All Ireland Champions
- Winners: Meath (6th win)
- Captain: David Troy
- Manager: Martin Curran

All Ireland Runners-up
- Runners-up: Down

Provincial Champions
- Munster: Not Played
- Leinster: Meath
- Ulster: Down
- Connacht: Mayo

= 2004 All-Ireland Junior Hurling Championship =

The 2004 All-Ireland Junior Hurling Championship was the 83rd and final staging of the All-Ireland Junior Championship since its establishment by the Gaelic Athletic Association in 1912.

Mayo entered the championship as the defending champions, however, they were beaten by Meath in the All-Ireland semi-final.

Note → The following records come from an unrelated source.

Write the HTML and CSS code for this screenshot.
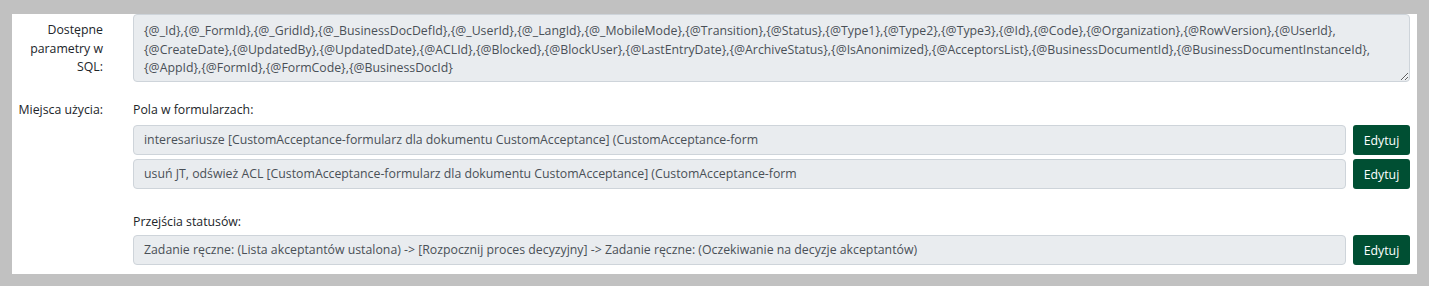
FILE: index.html
```html
<!DOCTYPE html>
<html lang="pl">
<head>
<meta charset="utf-8">
<title>Parametry</title>
<link rel="stylesheet" href="styles.css">
</head>
<body>
<div class="panel">
  <div class="row">
    <div class="label multi">Dostępne parametry w SQL:</div>
    <div class="content">
      <textarea class="params" readonly>{@_Id},{@_FormId},{@_GridId},{@_BusinessDocDefId},{@_UserId},{@_LangId},{@_MobileMode},{@Transition},{@Status},{@Type1},{@Type2},{@Type3},{@Id},{@Code},{@Organization},{@RowVersion},{@UserId},
{@CreateDate},{@UpdatedBy},{@UpdatedDate},{@ACLId},{@Blocked},{@BlockUser},{@LastEntryDate},{@ArchiveStatus},{@IsAnonimized},{@AcceptorsList},{@BusinessDocumentId},{@BusinessDocumentInstanceId},
{@AppId},{@FormId},{@FormCode},{@BusinessDocId}</textarea>
    </div>
  </div>
  <div class="row usage">
    <div class="label single">Miejsca użycia:</div>
    <div class="content">
      <div class="section-title">Pola w formularzach:</div>
      <div class="group">
        <div class="field">interesariusze [CustomAcceptance-formularz dla dokumentu CustomAcceptance] (CustomAcceptance-form</div>
        <button class="btn">Edytuj</button>
      </div>
      <div class="group">
        <div class="field">usuń JT, odśwież ACL [CustomAcceptance-formularz dla dokumentu CustomAcceptance] (CustomAcceptance-form</div>
        <button class="btn">Edytuj</button>
      </div>
      <div class="section-title second">Przejścia statusów:</div>
      <div class="group">
        <div class="field">Zadanie ręczne: (Lista akceptantów ustalona) -&gt; [Rozpocznij proces decyzyjny] -&gt; Zadanie ręczne: (Oczekiwanie na decyzje akceptantów)</div>
        <button class="btn">Edytuj</button>
      </div>
    </div>
  </div>
</div>
</body>
</html>
```
FILE: styles.css
```css
html, body {
  margin: 0;
  padding: 0;
}
body {
  background: #c1c1c1;
  font-family: "Open Sans", "Noto Sans", sans-serif;
  font-size: 12.3px;
  color: #212529;
  padding: 14px 12px 12px 12px;
  height: 286px;
  box-sizing: border-box;
}
.panel {
  background: #ffffff;
  height: 260px;
  padding: 0 7px 0 0;
  box-sizing: border-box;
}
.row {
  display: flex;
}
.label {
  width: 121px;
  flex: none;
  box-sizing: border-box;
  padding: 0 30px 0 8px;
  text-align: right;
  line-height: 18.5px;
  color: #212529;
}
.label.multi {
  padding-top: 7px;
}
.label.single {
  white-space: nowrap;
  padding-left: 0;
}
.content {
  flex: 1;
  min-width: 0;
}
.params {
  display: block;
  width: 100%;
  height: 68px;
  box-sizing: border-box;
  margin: 0;
  padding: 7px 10px;
  border: 1px solid #ced4da;
  border-radius: 4px;
  background: #e9ecef;
  color: #495057;
  font-family: inherit;
  font-size: 12.3px;
  line-height: 18.5px;
  resize: vertical;
  overflow: hidden;
  white-space: pre-wrap;
}
.usage {
  margin-top: 19px;
}
.usage .label {
  line-height: 18px;
}
.section-title {
  line-height: 18px;
  margin-bottom: 6px;
}
.section-title.second {
  margin-top: 24px;
  margin-bottom: 4px;
}
.group {
  display: flex;
  gap: 7px;
  margin-bottom: 4px;
}
.field {
  flex: 1;
  height: 30px;
  box-sizing: border-box;
  padding: 0 10px;
  border: 1px solid #ced4da;
  border-radius: 4px;
  background: #e9ecef;
  color: #495057;
  line-height: 28px;
  white-space: nowrap;
  overflow: hidden;
}
.btn {
  flex: none;
  width: 57px;
  height: 30px;
  border: none;
  border-radius: 3px;
  background: #004f33;
  color: #ffffff;
  font-family: inherit;
  font-size: 12.3px;
  padding: 0;
}
```
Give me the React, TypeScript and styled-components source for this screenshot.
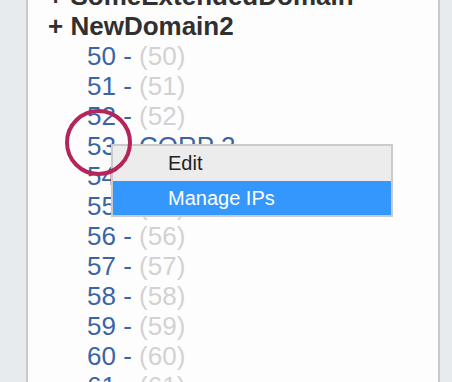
import React from 'react'
import styled, { createGlobalStyle } from 'styled-components'

const GlobalStyle = createGlobalStyle`
    html, body {
        margin: 0;
        padding: 0;
        background: #e8ebee;
        font-family: "Liberation Sans", Arial, sans-serif;
    }
`

interface Child {
    id: number
    name?: string
}

interface Domain {
    name: string
    children: Child[]
}

const domains: Domain[] = [
    { name: 'SomeExtendedDomain', children: [] },
    {
        name: 'NewDomain2',
        children: [50, 51, 52, 53, 54, 55, 56, 57, 58, 59, 60, 61].map(
            (id) => (id === 53 ? { id, name: 'CORP 2' } : { id }),
        ),
    },
]

const Page = styled.div`
    height: 382px;
    padding-left: 26px;
    display: flex;
    overflow: hidden;
`

const Panel = styled.div`
    position: relative;
    width: 410px;
    height: 382px;
    background: #fdfdfd;
    border-left: 2px solid #c9c9c9;
    border-right: 2px solid #c9c9c9;
    overflow: hidden;
`

const Tree = styled.ul`
    list-style: none;
    margin: -19px 0 0 0;
    padding: 0 0 0 20px;
    font-size: 26px;
    line-height: 30px;
`

const DomainRow = styled.li`
    font-weight: bold;
    color: #303030;
    white-space: nowrap;
`

const ChildList = styled.ul`
    list-style: none;
    margin: 0;
    padding: 0 0 0 39px;
    font-weight: normal;
`

const ChildRow = styled.li`
    color: #3b64a6;
    white-space: nowrap;
`

const Muted = styled.span`
    color: #d2d2d2;
`

const Menu = styled.div`
    position: absolute;
    left: 83px;
    top: 144px;
    width: 278px;
    border: 2px solid #cbcbcb;
    background: #ececec;
    font-size: 20px;
    display: flex;
    flex-direction: column;
`

const MenuItem = styled.div<{ active?: boolean }>`
    height: ${(p) => (p.active ? '34px' : '35px')};
    line-height: ${(p) => (p.active ? '34px' : '35px')};
    padding-left: 55px;
    color: ${(p) => (p.active ? '#ffffff' : '#222222')};
    background: ${(p) => (p.active ? '#3497fd' : '#ececec')};
`

const Highlight = styled.div`
    position: absolute;
    left: 37px;
    top: 109px;
    width: 59px;
    height: 59px;
    border: 4px solid #b3255b;
    border-radius: 50%;
    pointer-events: none;
`

export default function App() {
    return (
        <>
            <GlobalStyle />
            <Page>
                <Panel>
                    <Tree>
                        {domains.map((d) => (
                            <DomainRow key={d.name}>
                                + {d.name}
                                {d.children.length > 0 && (
                                    <ChildList>
                                        {d.children.map((c) => (
                                            <ChildRow key={c.id}>
                                                {c.id} -{' '}
                                                {c.name ? (
                                                    c.name
                                                ) : (
                                                    <Muted>({c.id})</Muted>
                                                )}
                                            </ChildRow>
                                        ))}
                                    </ChildList>
                                )}
                            </DomainRow>
                        ))}
                    </Tree>
                    <Menu>
                        <MenuItem>Edit</MenuItem>
                        <MenuItem active>Manage IPs</MenuItem>
                    </Menu>
                    <Highlight />
                </Panel>
            </Page>
        </>
    )
}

The All-Ireland final was played on 14 August 2004 at St. Tiernach's Park in Clones, between Meath and Down, in what was their first ever meeting in a final. Meath won the match by 1-10 to 1-06 to claim their sixth championship title overall and a first title in five years.

==Teams==

=== General Information ===

| County | Last junior provincial title | Last championship title | Provincial championship |
|---|---|---|---|
| Down | 1993 | 1964 | Ulster Junior Hurling Championship |
| Fermanagh | 1994 | — | Ulster Junior Hurling Championship |
| Kildare | 1966 | 1966 | Leinster Junior Hurling Championship |
| Kilkenny | 1996 | 1995 | Leinster Junior Hurling Championship |
| London | — | 1963 | British Junior Hurling Championship |
| Longford | — | — | Leinster Junior Hurling Championship |
| Louth | 1973 | 1977 | Leinster Junior Hurling Championship |
| Mayo | 1967 | 2003 | Connacht Junior Hurling Championship |
| Meath | 2003 | 1999 | Leinster Junior Hurling Championship |
| Sligo | 1973 | — | Connacht Junior Hurling Championship |

==Statistics==

=== Scoring events ===

- Widest winning margin: 21 points
  - Meath 4-19 - 1-07 Kildare (Leinster semi-final)
- Most goals in a match: 6
  - Meath 4-14 - 2-07 Longford (Leinster final)
  - Down 3-13 - 3-05 London (Semi-final)
- Most points in a match: 26
  - Meath 4-19 - 1-07 Kildare (Leinster semi-final)
- Most goals by one team in a match: 4
  - Meath 4-19 - 1-07 Kildare (Leinster semi-final)
  - Meath 4-14 - 2-07 Longford (Leinster final)
- Most points by one team in a match: 19
  - Meath 4-19 - 1-07 Kildare (Leinster semi-final)
- Highest aggregate score: 41 points
  - Meath 4-19 - 1-07 Kildare (Leinster semi-final)
- Lowest aggregate score: 19 points
  - Kilkenny 0-03 - 2-10 Kildare (Leinster quarter-final)

==Miscellaneous==

- Meath win their sixth All-Ireland Junior Hurling Championship.